A Ponte das Artes não é apenas o local onde ocorrem eventos centrais da trama; muito mais que isso, o título do filme expressa essa capacidade das artes — e, de forma privilegiada, da música — de estabelecer conexões entre pessoas, não importa quão perdidas estejam, não importa que de espaços e tempos cuja separação parece irremediável, de fazer visualizar, justamente através desse encontro, uma harmonia até então secreta que se configure como um sentido do mundo, da vida. Para isso a câmera invade o espaço mais íntimo que é a troca de olhares, alternando planos em que dois personagens que estão frente a frente são enquadrados frontalmente e olham diretamente para a câmera. Não se trata de uma perspectiva subjetiva, e sim de quebrar a encenação onde é necessário para inserir o espectador no próprio centro dessas linhas de força que são os olhares dos personagens de Green, linhas que transmitem um sentido possível. Quem assiste a um filme como esse ou A Religiosa Portuguesa não é convidado à identificação com um personagem, mas a ser mais um, que recebe esses olhares e, principalmente, olha. Porque, para Green, o olhar é expressivo também quando não se dirige a ninguém em particular, mas nesse caso o importante não é exatamente o que se vê — em muitos casos, tanto aqui quanto no filme seguinte do diretor, o que os personagens filmados de frente veem é alguém cantando ou executando uma música, um disco tocando na vitrola —, mas o que exprime o olhar de quem vê. Na única instância de A Ponte das Artes em que pessoas assistem a algo — um espetáculo de nô —, a informação visual é negada ao espectador, sendo substituída por intertítulos que descrevem a trama da peça e se alternam com longos travelings que passeiam pelos rostos e olhares da audiência. O que exprime o olhar do espectador enquanto ele vê A Ponte das Artes? A trama da peça ecoa a do filme, e talvez o mais próximo que se pode chegar de uma resposta seja essa cena.
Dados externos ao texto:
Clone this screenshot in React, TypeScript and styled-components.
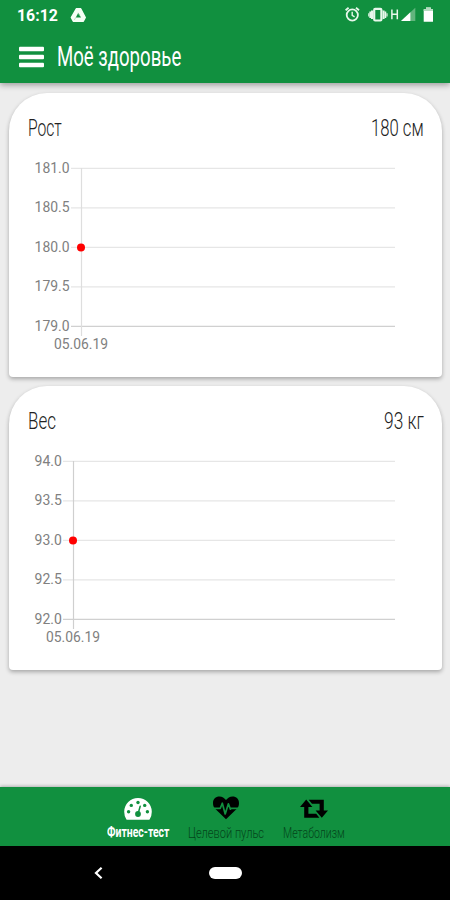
import React, { useLayoutEffect, useRef, useState } from "react";
import styled, { createGlobalStyle } from "styled-components";

const GREEN = "#11903f";

const GlobalStyle = createGlobalStyle`
  * { box-sizing: border-box; }
  body { margin: 0; background: #ededed; font-family: Roboto, "Open Sans", sans-serif; }
`;

const Screen = styled.div`
  width: 450px;
  height: 900px;
  display: flex;
  flex-direction: column;
  background: #ededed;
  overflow: hidden;
`;

const Header = styled.header`
  height: 83px;
  flex: none;
  display: flex;
  flex-direction: column;
  background: ${GREEN};
  box-shadow: 0 2px 6px rgba(0, 0, 0, 0.35);
  color: #fff;
`;

const StatusBar = styled.div`
  height: 30px;
  display: flex;
  align-items: center;
  justify-content: space-between;
  padding: 0 15px 0 17px;
`;

const StatusGroup = styled.div`
  display: flex;
  align-items: center;
`;

const AppBar = styled.div`
  height: 53px;
  display: flex;
  align-items: center;
  padding: 0 0 0 19px;
  gap: 13px;
`;

const CardList = styled.main`
  flex: 1;
  display: flex;
  flex-direction: column;
  gap: 9px;
  padding: 9.5px 8.5px 0 9px;
`;

const Card = styled.section`
  height: 284px;
  background: #fff;
  border-radius: 38px 38px 4px 4px;
  box-shadow: 0 2px 4px rgba(0, 0, 0, 0.3);
  display: flex;
  flex-direction: column;
`;

const CardHead = styled.div`
  height: 60px;
  flex: none;
  display: flex;
  justify-content: space-between;
  padding: 20px 18px 0 19px;
`;

const ChartSvg = styled.svg`
  display: block;
  width: 432px;
  height: 215px;
  flex: none;
  font: 400 14px Roboto, sans-serif;
`;

const BottomTabs = styled.nav`
  height: 59px;
  flex: none;
  display: flex;
  justify-content: center;
  gap: 19px;
  padding: 8px 0 0 2px;
  background: ${GREEN};
  box-shadow: 0 -1px 3px rgba(0, 0, 0, 0.25);
`;

const Tab = styled.div<{ $active?: boolean }>`
  display: flex;
  flex-direction: column;
  align-items: center;
  gap: 1px;
  color: ${(p) => (p.$active ? "#fff" : "#04451b")};
`;

const SystemNav = styled.footer`
  height: 54px;
  flex: none;
  display: flex;
  align-items: center;
  background: #000;
  padding-left: 93px;
  gap: 105px;
`;

const HomePill = styled.div`
  width: 33px;
  height: 12px;
  border-radius: 6px;
  background: #fff;
`;

const Clip = styled.span<{ $w: number; $h: number }>`
  display: block;
  width: ${(p) => p.$w}px;
  height: ${(p) => p.$h}px;
`;

const Condensed = styled.span<{ $size: number; $weight: number; $h: number }>`
  display: inline-block;
  white-space: nowrap;
  transform-origin: 0 50%;
  font-size: ${(p) => p.$size}px;
  font-weight: ${(p) => p.$weight};
  line-height: ${(p) => p.$h}px;
`;

type FitProps = { width: number; height: number; size: number; weight?: number; children: string };

/* Squeezes a line of text horizontally to the given width. */
function FitText({ width, height, size, weight = 300, children }: FitProps) {
  const ref = useRef<HTMLSpanElement>(null);
  const [scale, setScale] = useState(1);
  useLayoutEffect(() => {
    if (ref.current) setScale(width / ref.current.offsetWidth);
  }, [width, children]);
  return (
    <Clip $w={width} $h={height}>
      <Condensed ref={ref} $size={size} $weight={weight} $h={height} style={{ transform: `scaleX(${scale})` }}>
        {children}
      </Condensed>
    </Clip>
  );
}

const Dark = styled.div`
  color: #222;
`;

type ChartProps = { labels: string[]; axisX: number; strongAxis?: boolean };

function Chart({ labels, axisX, strongAxis }: ChartProps) {
  const top = 15;
  const step = 39.5;
  const bottom = top + step * 4;
  return (
    <ChartSvg viewBox="0 0 432 215">
      {labels.map((label, i) => {
        const y = top + step * i + 0.4;
        return (
          <g key={label}>
            <line x1={axisX - 10} x2={386} y1={y} y2={y} stroke={i === 4 ? "#d0d0d0" : "#e6e6e6"} strokeWidth={i === 4 ? 1.4 : 1.2} />
            <text x={25.6} y={y + 4.3} fill="#808080" textLength={label.length === 5 ? 35 : 27.3} lengthAdjust="spacingAndGlyphs">
              {label}
            </text>
          </g>
        );
      })}
      <line x1={axisX + 0.5} x2={axisX + 0.5} y1={top} y2={bottom + 10} stroke={strongAxis ? "#cfcfcf" : "#dedede"} strokeWidth={1.2} />
      <circle cx={axisX} cy={94.4} r={4} fill="#f00" />
      <text x={axisX - 27} y={bottom + 22.8} fill="#808080" textLength={54} lengthAdjust="spacingAndGlyphs">
        05.06.19
      </text>
    </ChartSvg>
  );
}

const MenuIcon = () => (
  <svg width="25" height="23" viewBox="0 0 25 23" fill="#fff">
    <rect x="0" y="1.8" width="25" height="4.4" rx="1" />
    <rect x="0" y="9.8" width="25" height="4.4" rx="1" />
    <rect x="0" y="17.8" width="25" height="4.4" rx="1" />
  </svg>
);

const DriveIcon = () => (
  <svg width="17" height="17" viewBox="0 0 17 17">
    <path d="M6.3 1.8 H10.7 L15.3 10.5 L13.3 14.2 H3.3 L1.3 10.5 Z" fill="#f5fff5" stroke="#f5fff5" strokeWidth="1.4" strokeLinejoin="round" />
    <path d="M8.3 5.8 L11 10.4 H5.8 Z" fill={GREEN} />
    <path d="M8 5.8 L9.8 8.8 M6 10.2 L4.3 13" stroke="#a5d3b0" strokeWidth=".7" />
  </svg>
);

const StatusIcons = () => (
  <svg width="91" height="18" viewBox="345 6 91 18" fill="none" stroke="#e8f7eb">
    <circle cx="353.3" cy="15" r="5.6" strokeWidth="1.8" />
    <path d="M353.2 11.7V15.3L355.6 16.8" strokeWidth="1.4" />
    <path d="M346.6 10.2L349.6 7.7M357 7.7L360 10.2" strokeWidth="1.8" />
    <rect x="375.2" y="8.9" width="7.2" height="11.6" rx="1" strokeWidth="2.2" />
    <path d="M373 10.5V19M384.6 10.5V19" strokeWidth="2" />
    <path d="M371.2 11.6V18M386.4 11.6V18" strokeWidth="1.7" />
    <path d="M369.8 13.2V16.5M388 13.2V16.5" strokeWidth="1.2" />
    <path d="M392.9 9.4V19.2M398.3 9.4V19.2M393 14.2H398.3" strokeWidth="1.5" />
    <path d="M402 21L416.3 7.8V21Z" fill="#61b57c" stroke="none" />
    <path d="M402 21L411.4 12.3V21Z" fill="#fff" stroke="none" />
    <path d="M424.7 9.2H427V7.6H431.8V9.2H434V21.7H424.7Z" fill="#fff" stroke="none" />
    <path d="M424.7 9.2H427V7.6H431.8V9.2H434V11H424.7Z" fill="#b5dcc0" stroke="none" />
  </svg>
);

const GaugeIcon = () => (
  <svg width="28" height="26" viewBox="0 0 28 26">
    <path d="M14 3A13.8 13.8 0 0 0 .2 16.8Q.2 21 2.3 24.3Q2.6 24.8 3.3 24.8H24.7Q25.4 24.8 25.7 24.3Q27.8 21 27.8 16.8A13.8 13.8 0 0 0 14 3Z" fill="#fff" />
    <g fill={GREEN}>
      <circle cx="4.6" cy="16.8" r="1.7" />
      <circle cx="7.3" cy="10.4" r="1.7" />
      <circle cx="14" cy="7.5" r="1.7" />
      <circle cx="20.7" cy="10.4" r="1.7" />
      <circle cx="23.4" cy="16.8" r="1.7" />
      <circle cx="14" cy="19" r="2.9" />
    </g>
    <path d="M14.3 18L16.2 11.2" stroke={GREEN} strokeWidth="1.5" strokeLinecap="round" />
  </svg>
);

const HeartIcon = () => (
  <svg width="28" height="26" viewBox="0 0 28 26">
    <path d="M14 24.3L3.4 14C1.8 12.5 1 10.7 1 8.2C1 4 3.6 1.6 7.5 1.6C10.2 1.6 12.4 3.4 14 5C15.6 3.4 17.8 1.6 20.5 1.6C24.4 1.6 27 4 27 8.2C27 10.7 26.2 12.5 24.6 14Z" fill="#000" />
    <path d="M1.5 13.3H8.3L10.3 8.2L13.2 19L16.4 8.8L18.4 14.2L19 13.3H26.5" fill="none" stroke={GREEN} strokeWidth="1.7" strokeLinejoin="round" />
  </svg>
);

const RepeatIcon = () => (
  <svg width="28" height="26" viewBox="0 0 28 26" fill="#000">
    <path d="M6.2 4.5L12.4 12H8.4V18.7H16.2L19.4 22.8H4.2V12H0Z" />
    <path d="M21.8 22.8L15.6 15.4H19.6V8.8H12L8.7 4.8H23.8V15.4H28Z" />
  </svg>
);

export default function App() {
  return (
    <Screen>
      <GlobalStyle />
      <Header>
        <StatusBar>
          <StatusGroup>
            <FitText width={41} height={20} size={17} weight={700}>16:12</FitText>
            <Clip $w={12} $h={1} />
            <DriveIcon />
          </StatusGroup>
          <StatusIcons />
        </StatusBar>
        <AppBar>
          <MenuIcon />
          <FitText width={124} height={53} size={28.5} weight={400}>Моё здоровье</FitText>
        </AppBar>
      </Header>
      <CardList>
        <Card>
          <CardHead>
            <Dark><FitText width={34} height={32} size={23}>Рост</FitText></Dark>
            <Dark><FitText width={53} height={32} size={23}>180 см</FitText></Dark>
          </CardHead>
          <Chart labels={["181.0", "180.5", "180.0", "179.5", "179.0"]} axisX={72} />
        </Card>
        <Card>
          <CardHead>
            <Dark><FitText width={28} height={32} size={23}>Вес</FitText></Dark>
            <Dark><FitText width={40} height={32} size={23}>93 кг</FitText></Dark>
          </CardHead>
          <Chart labels={["94.0", "93.5", "93.0", "92.5", "92.0"]} axisX={64} strongAxis />
        </Card>
      </CardList>
      <BottomTabs>
        <Tab $active>
          <GaugeIcon />
          <FitText width={62} height={22} size={14.5} weight={700}>Фитнес-тест</FitText>
        </Tab>
        <Tab>
          <HeartIcon />
          <FitText width={76} height={22} size={15}>Целевой пульс</FitText>
        </Tab>
        <Tab>
          <RepeatIcon />
          <FitText width={62} height={22} size={15}>Метаболизм</FitText>
        </Tab>
      </BottomTabs>
      <SystemNav>
        <svg width="11" height="14" viewBox="0 0 11 14">
          <path d="M8.6 1.8L3 7L8.6 12.2" fill="none" stroke="#fff" strokeWidth="2.2" />
        </svg>
        <HomePill />
      </SystemNav>
    </Screen>
  );
}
O poder que Green enxerga na música de despertar essa categoria de olhar do qual emerge um sentido e, além disso, de fazer com que dois desses olhares se encontrem é absolutamente ilimitado e indomável. Guigui, um personagem mesquinho que tenta matar nos outros a música que não encontra em si mesmo, e nisso, segundo Green, acaba por abrir mão da própria humanidade (“Pensei que o chamavam de inominável porque você era excelente. Mas é porque você não tem um nome”, diz Pascal a ele quando enfim se encontram), e outros representantes de uma certa classe artística e intelectual que se caracteriza por sugar a vitalidade da arte para substituí-la por mero dogmatismo teórico, conseguem levar Sarah ao seu limite e fazê-la desistir, mas sua música segue viva e incontrolável e põe em curso a jornada de Pascal que culmina no abraço impossível na estupenda cena que toma lugar na Ponte das Artes.

Green não defende uma arte de improviso — nem poderia, dado o rigor de sua mise en scène, que evita todo tipo de manipulação —, mas sim uma arte que, evitando não só a frieza mas também o sentimentalismo barato e indigente de obras que se ancoram na pieguice, não abra mão do impacto genuíno que pode causar, uma arte que sobreviva dentro de seu destinatário, assim como a música de Sarah sobrevive em Pascal e Manuel. É através dos olhares deles dois que o Lamento della ninfa é novamente ouvido pelo espectador, num dos raros momentos de uso de música não-diegética no filme (o único outro é durante a abertura), conduzindo aos créditos finais. Pouco antes, na Ponte das Artes, quando um madrigal do século XVII une, contra a “surda Inteligência humana”, uma mulher que se matou e o homem cuja vida ela salvou através de sua voz, a música é definida como o tempo entre dois silêncios em que pessoas se encontram, e de onde flui a única realidade que importa. O filme de Eugène Green é, à sua maneira, a encenação desse encontro, de que o espectador é convidado a participar; formas feitas de luz e sombra entre uma escuridão e outra, em que se pode descobrir, como descobre Sarah, que, apesar da opacidade do mundo, o que é belo não está além de nós.